— Start of SOURCE DATA —
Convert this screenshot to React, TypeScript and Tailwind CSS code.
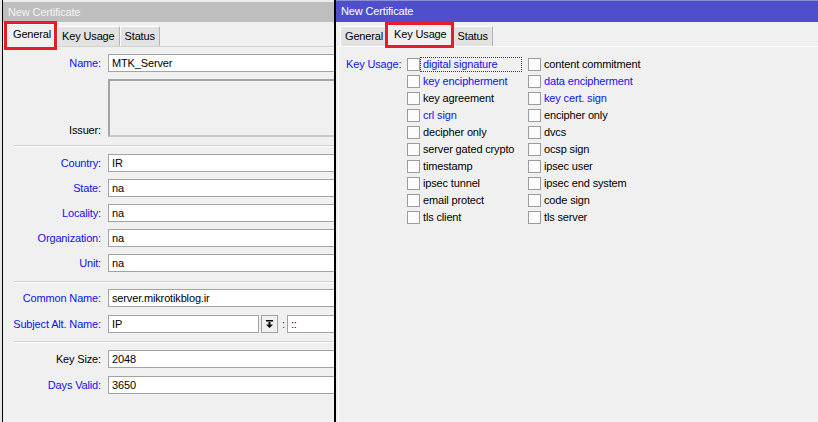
import React from 'react';

type Field = { label: string; value: string; blue?: boolean; mt: string };

const subjectFields: Field[] = [
  { label: 'Country:', value: 'IR', blue: true, mt: 'mt-[7px]' },
  { label: 'State:', value: 'na', blue: true, mt: 'mt-[7px]' },
  { label: 'Locality:', value: 'na', blue: true, mt: 'mt-[7px]' },
  { label: 'Organization:', value: 'na', blue: true, mt: 'mt-[7px]' },
  { label: 'Unit:', value: 'na', blue: true, mt: 'mt-[7px]' },
];

const colOne = [
  { label: 'digital signature', blue: true, focus: true },
  { label: 'key encipherment', blue: true },
  { label: 'key agreement' },
  { label: 'crl sign', blue: true },
  { label: 'decipher only' },
  { label: 'server gated crypto' },
  { label: 'timestamp' },
  { label: 'ipsec tunnel' },
  { label: 'email protect' },
  { label: 'tls client' },
];

const colTwo = [
  { label: 'content commitment' },
  { label: 'data encipherment', blue: true },
  { label: 'key cert. sign', blue: true },
  { label: 'encipher only' },
  { label: 'dvcs' },
  { label: 'ocsp sign' },
  { label: 'ipsec user' },
  { label: 'ipsec end system' },
  { label: 'code sign' },
  { label: 'tls server' },
];

function Tab({ label, active }: { label: string; active?: boolean }) {
  if (active) {
    return (
      <div className="relative z-10 -mb-px h-[23px] px-[5px] pt-[3px] bg-[#f0f0f0] border-l border-t border-white border-r border-r-[#a0a0a0] text-black whitespace-nowrap">
        {label}
      </div>
    );
  }
  return (
    <div className="h-[20px] px-[4px] bg-[#e2e2e2] border-l border-t border-white border-r border-r-[#b4b4b4] flex items-center text-black whitespace-nowrap">
      {label}
    </div>
  );
}

function Label({ text, blue }: { text: string; blue?: boolean }) {
  return (
    <div className={`w-[98px] shrink-0 text-right whitespace-nowrap ${blue ? 'text-[#1212f2]' : 'text-black'}`}>
      {text}
    </div>
  );
}

function TextBox({ value, wide = true }: { value: string; wide?: boolean }) {
  return (
    <div
      className={`${wide ? 'w-[240px]' : 'w-[151px]'} h-[18px] shrink-0 bg-white border border-[#a3a3a3] pl-[3px] leading-[16px] text-black whitespace-nowrap overflow-hidden`}
    >
      {value}
    </div>
  );
}

function FieldRow({ label, value, blue, mt }: Field) {
  return (
    <div className={`flex items-center h-[18px] ${mt}`}>
      <Label text={label} blue={blue} />
      <div className="ml-[7px]">
        <TextBox value={value} />
      </div>
    </div>
  );
}

function Separator({ mt }: { mt: string }) {
  return <div className={`ml-[11px] w-[340px] h-[2px] border-t border-[#d0d0d0] border-b border-b-white ${mt}`} />;
}

function LeftWindow() {
  return (
    <div className="relative w-[332px] shrink-0 h-full border-l border-black overflow-hidden bg-[#f0f0f0] flex flex-col">
      <div className="h-[2px] bg-[#ececec]" />
      <div className="h-[20px] bg-[#bebebe] text-[#f3f3f3] pl-[5px] flex items-center whitespace-nowrap">New Certificate</div>
      <div className="flex items-end h-[24px] pl-[4px]">
        <Tab label="General" active />
        <Tab label="Key Usage" />
        <Tab label="Status" />
      </div>
      <div className="flex-1 border-t border-[#d2d2d2]">
        <FieldRow label="Name:" value="MTK_Server" blue mt="mt-[7px]" />

        <div className="flex items-end h-[58px] mt-[7px]">
          <Label text="Issuer:" />
          <div className="ml-[7px] w-[240px] h-[58px] shrink-0 bg-[#f0f0f0] border-2 border-[#a3a3a3] border-b-[#c8c8c8]" />
        </div>

        <Separator mt="mt-[8px]" />
        {subjectFields.map((f) => (
          <FieldRow key={f.label} {...f} />
        ))}

        <Separator mt="mt-[9px]" />
        <FieldRow label="Common Name:" value="server.mikrotikblog.ir" blue mt="mt-[6px]" />
        <div className="flex items-center h-[18px] mt-[8px]">
          <Label text="Subject Alt. Name:" blue />
          <div className="ml-[7px]">
            <TextBox value="IP" wide={false} />
          </div>
          <div className="ml-[2px] w-[17px] h-[18px] shrink-0 bg-[#f0f0f0] border border-[#a0a0a0] flex items-center justify-center">
            <svg width="9" height="8" viewBox="0 0 9 8">
              <rect x="1" y="0" width="7" height="1.5" fill="#000" />
              <rect x="3.5" y="2" width="2" height="2.5" fill="#000" />
              <polygon points="1,4.5 8,4.5 4.5,8" fill="#000" />
            </svg>
          </div>
          <span className="ml-[4px] text-[#1212f2]">:</span>
          <div className="ml-[2px] w-[80px] h-[18px] shrink-0 bg-white border border-[#a3a3a3] pl-[3px] leading-[16px]">::</div>
        </div>

        <Separator mt="mt-[8px]" />
        <FieldRow label="Key Size:" value="2048" mt="mt-[7px]" />
        <FieldRow label="Days Valid:" value="3650" blue mt="mt-[8px]" />
      </div>

      <div className="absolute left-[1px] top-[21px] w-[53px] h-[29px] border-[3px] border-[#e81c24] z-20" />
    </div>
  );
}

function CheckRow({ label, blue, focus }: { label: string; blue?: boolean; focus?: boolean }) {
  return (
    <div className="flex items-center h-[17px]">
      <div className="w-[13px] h-[13px] shrink-0 bg-[#fcfcfc] border border-[#9c9c9c]" />
      <div
        className={`h-[15px] flex items-center px-[2px] border whitespace-nowrap ${
          focus ? 'w-[102px] border-dotted border-[#3a3a3a]' : 'border-transparent'
        } ${blue ? 'text-[#1212f2]' : 'text-black'}`}
      >
        {label}
      </div>
    </div>
  );
}

function RightWindow() {
  return (
    <div className="relative flex-1 h-full border-l-2 border-black bg-[#f0f0f0] flex flex-col overflow-hidden">
      <div className="h-[1px] bg-[#8d8dd9]" />
      <div className="h-[21px] bg-[#4f4fcb] text-white pl-[5px] flex items-center whitespace-nowrap">New Certificate</div>
      <div className="flex items-end h-[24px] pl-[4px]">
        <Tab label="General" />
        <Tab label="Key Usage" active />
        <Tab label="Status" />
      </div>
      <div className="ml-[2px] flex-1 border-t border-l border-white pl-[7px] pt-[9px] flex">
        <div className="w-[61px] shrink-0 h-[17px] flex items-center text-[#1212f2] whitespace-nowrap">Key Usage:</div>
        <div className="w-[121px] shrink-0 flex flex-col">
          {colOne.map((c) => (
            <CheckRow key={c.label} {...c} />
          ))}
        </div>
        <div className="flex flex-col">
          {colTwo.map((c) => (
            <CheckRow key={c.label} {...c} />
          ))}
        </div>
      </div>

      <div className="absolute left-[49px] top-[22px] w-[69px] h-[26px] border-[3px] border-[#e81c24] z-20" />
    </div>
  );
}

export default function App() {
  return (
    <div className="flex w-[818px] h-[422px] overflow-hidden bg-[#f0f0f0] font-['Liberation_Sans',Arial,sans-serif] text-[11px] leading-[13px] tracking-[-0.15px] select-none">
      <div className="w-[2px] shrink-0 bg-[#e6e6e6]" />
      <LeftWindow />
      <RightWindow />
    </div>
  );
}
— End of SOURCE DATA —
### BRIEF:
With the pictures left out, transcribe the material exactly.

### OUTPUT FOR THIS TASK:
Convert this screenshot to React, TypeScript and Tailwind CSS code.
import React from 'react';

type Field = { label: string; value: string; blue?: boolean; mt: string };

const subjectFields: Field[] = [
  { label: 'Country:', value: 'IR', blue: true, mt: 'mt-[7px]' },
  { label: 'State:', value: 'na', blue: true, mt: 'mt-[7px]' },
  { label: 'Locality:', value: 'na', blue: true, mt: 'mt-[7px]' },
  { label: 'Organization:', value: 'na', blue: true, mt: 'mt-[7px]' },
  { label: 'Unit:', value: 'na', blue: true, mt: 'mt-[7px]' },
];

const colOne = [
  { label: 'digital signature', blue: true, focus: true },
  { label: 'key encipherment', blue: true },
  { label: 'key agreement' },
  { label: 'crl sign', blue: true },
  { label: 'decipher only' },
  { label: 'server gated crypto' },
  { label: 'timestamp' },
  { label: 'ipsec tunnel' },
  { label: 'email protect' },
  { label: 'tls client' },
];

const colTwo = [
  { label: 'content commitment' },
  { label: 'data encipherment', blue: true },
  { label: 'key cert. sign', blue: true },
  { label: 'encipher only' },
  { label: 'dvcs' },
  { label: 'ocsp sign' },
  { label: 'ipsec user' },
  { label: 'ipsec end system' },
  { label: 'code sign' },
  { label: 'tls server' },
];

function Tab({ label, active }: { label: string; active?: boolean }) {
  if (active) {
    return (
      <div className="relative z-10 -mb-px h-[23px] px-[5px] pt-[3px] bg-[#f0f0f0] border-l border-t border-white border-r border-r-[#a0a0a0] text-black whitespace-nowrap">
        {label}
      </div>
    );
  }
  return (
    <div className="h-[20px] px-[4px] bg-[#e2e2e2] border-l border-t border-white border-r border-r-[#b4b4b4] flex items-center text-black whitespace-nowrap">
      {label}
    </div>
  );
}

function Label({ text, blue }: { text: string; blue?: boolean }) {
  return (
    <div className={`w-[98px] shrink-0 text-right whitespace-nowrap ${blue ? 'text-[#1212f2]' : 'text-black'}`}>
      {text}
    </div>
  );
}

function TextBox({ value, wide = true }: { value: string; wide?: boolean }) {
  return (
    <div
      className={`${wide ? 'w-[240px]' : 'w-[151px]'} h-[18px] shrink-0 bg-white border border-[#a3a3a3] pl-[3px] leading-[16px] text-black whitespace-nowrap overflow-hidden`}
    >
      {value}
    </div>
  );
}

function FieldRow({ label, value, blue, mt }: Field) {
  return (
    <div className={`flex items-center h-[18px] ${mt}`}>
      <Label text={label} blue={blue} />
      <div className="ml-[7px]">
        <TextBox value={value} />
      </div>
    </div>
  );
}

function Separator({ mt }: { mt: string }) {
  return <div className={`ml-[11px] w-[340px] h-[2px] border-t border-[#d0d0d0] border-b border-b-white ${mt}`} />;
}

function LeftWindow() {
  return (
    <div className="relative w-[332px] shrink-0 h-full border-l border-black overflow-hidden bg-[#f0f0f0] flex flex-col">
      <div className="h-[2px] bg-[#ececec]" />
      <div className="h-[20px] bg-[#bebebe] text-[#f3f3f3] pl-[5px] flex items-center whitespace-nowrap">New Certificate</div>
      <div className="flex items-end h-[24px] pl-[4px]">
        <Tab label="General" active />
        <Tab label="Key Usage" />
        <Tab label="Status" />
      </div>
      <div className="flex-1 border-t border-[#d2d2d2]">
        <FieldRow label="Name:" value="MTK_Server" blue mt="mt-[7px]" />

        <div className="flex items-end h-[58px] mt-[7px]">
          <Label text="Issuer:" />
          <div className="ml-[7px] w-[240px] h-[58px] shrink-0 bg-[#f0f0f0] border-2 border-[#a3a3a3] border-b-[#c8c8c8]" />
        </div>

        <Separator mt="mt-[8px]" />
        {subjectFields.map((f) => (
          <FieldRow key={f.label} {...f} />
        ))}

        <Separator mt="mt-[9px]" />
        <FieldRow label="Common Name:" value="server.mikrotikblog.ir" blue mt="mt-[6px]" />
        <div className="flex items-center h-[18px] mt-[8px]">
          <Label text="Subject Alt. Name:" blue />
          <div className="ml-[7px]">
            <TextBox value="IP" wide={false} />
          </div>
          <div className="ml-[2px] w-[17px] h-[18px] shrink-0 bg-[#f0f0f0] border border-[#a0a0a0] flex items-center justify-center">
            <svg width="9" height="8" viewBox="0 0 9 8">
              <rect x="1" y="0" width="7" height="1.5" fill="#000" />
              <rect x="3.5" y="2" width="2" height="2.5" fill="#000" />
              <polygon points="1,4.5 8,4.5 4.5,8" fill="#000" />
            </svg>
          </div>
          <span className="ml-[4px] text-[#1212f2]">:</span>
          <div className="ml-[2px] w-[80px] h-[18px] shrink-0 bg-white border border-[#a3a3a3] pl-[3px] leading-[16px]">::</div>
        </div>

        <Separator mt="mt-[8px]" />
        <FieldRow label="Key Size:" value="2048" mt="mt-[7px]" />
        <FieldRow label="Days Valid:" value="3650" blue mt="mt-[8px]" />
      </div>

      <div className="absolute left-[1px] top-[21px] w-[53px] h-[29px] border-[3px] border-[#e81c24] z-20" />
    </div>
  );
}

function CheckRow({ label, blue, focus }: { label: string; blue?: boolean; focus?: boolean }) {
  return (
    <div className="flex items-center h-[17px]">
      <div className="w-[13px] h-[13px] shrink-0 bg-[#fcfcfc] border border-[#9c9c9c]" />
      <div
        className={`h-[15px] flex items-center px-[2px] border whitespace-nowrap ${
          focus ? 'w-[102px] border-dotted border-[#3a3a3a]' : 'border-transparent'
        } ${blue ? 'text-[#1212f2]' : 'text-black'}`}
      >
        {label}
      </div>
    </div>
  );
}

function RightWindow() {
  return (
    <div className="relative flex-1 h-full border-l-2 border-black bg-[#f0f0f0] flex flex-col overflow-hidden">
      <div className="h-[1px] bg-[#8d8dd9]" />
      <div className="h-[21px] bg-[#4f4fcb] text-white pl-[5px] flex items-center whitespace-nowrap">New Certificate</div>
      <div className="flex items-end h-[24px] pl-[4px]">
        <Tab label="General" />
        <Tab label="Key Usage" active />
        <Tab label="Status" />
      </div>
      <div className="ml-[2px] flex-1 border-t border-l border-white pl-[7px] pt-[9px] flex">
        <div className="w-[61px] shrink-0 h-[17px] flex items-center text-[#1212f2] whitespace-nowrap">Key Usage:</div>
        <div className="w-[121px] shrink-0 flex flex-col">
          {colOne.map((c) => (
            <CheckRow key={c.label} {...c} />
          ))}
        </div>
        <div className="flex flex-col">
          {colTwo.map((c) => (
            <CheckRow key={c.label} {...c} />
          ))}
        </div>
      </div>

      <div className="absolute left-[49px] top-[22px] w-[69px] h-[26px] border-[3px] border-[#e81c24] z-20" />
    </div>
  );
}

export default function App() {
  return (
    <div className="flex w-[818px] h-[422px] overflow-hidden bg-[#f0f0f0] font-['Liberation_Sans',Arial,sans-serif] text-[11px] leading-[13px] tracking-[-0.15px] select-none">
      <div className="w-[2px] shrink-0 bg-[#e6e6e6]" />
      <LeftWindow />
      <RightWindow />
    </div>
  );
}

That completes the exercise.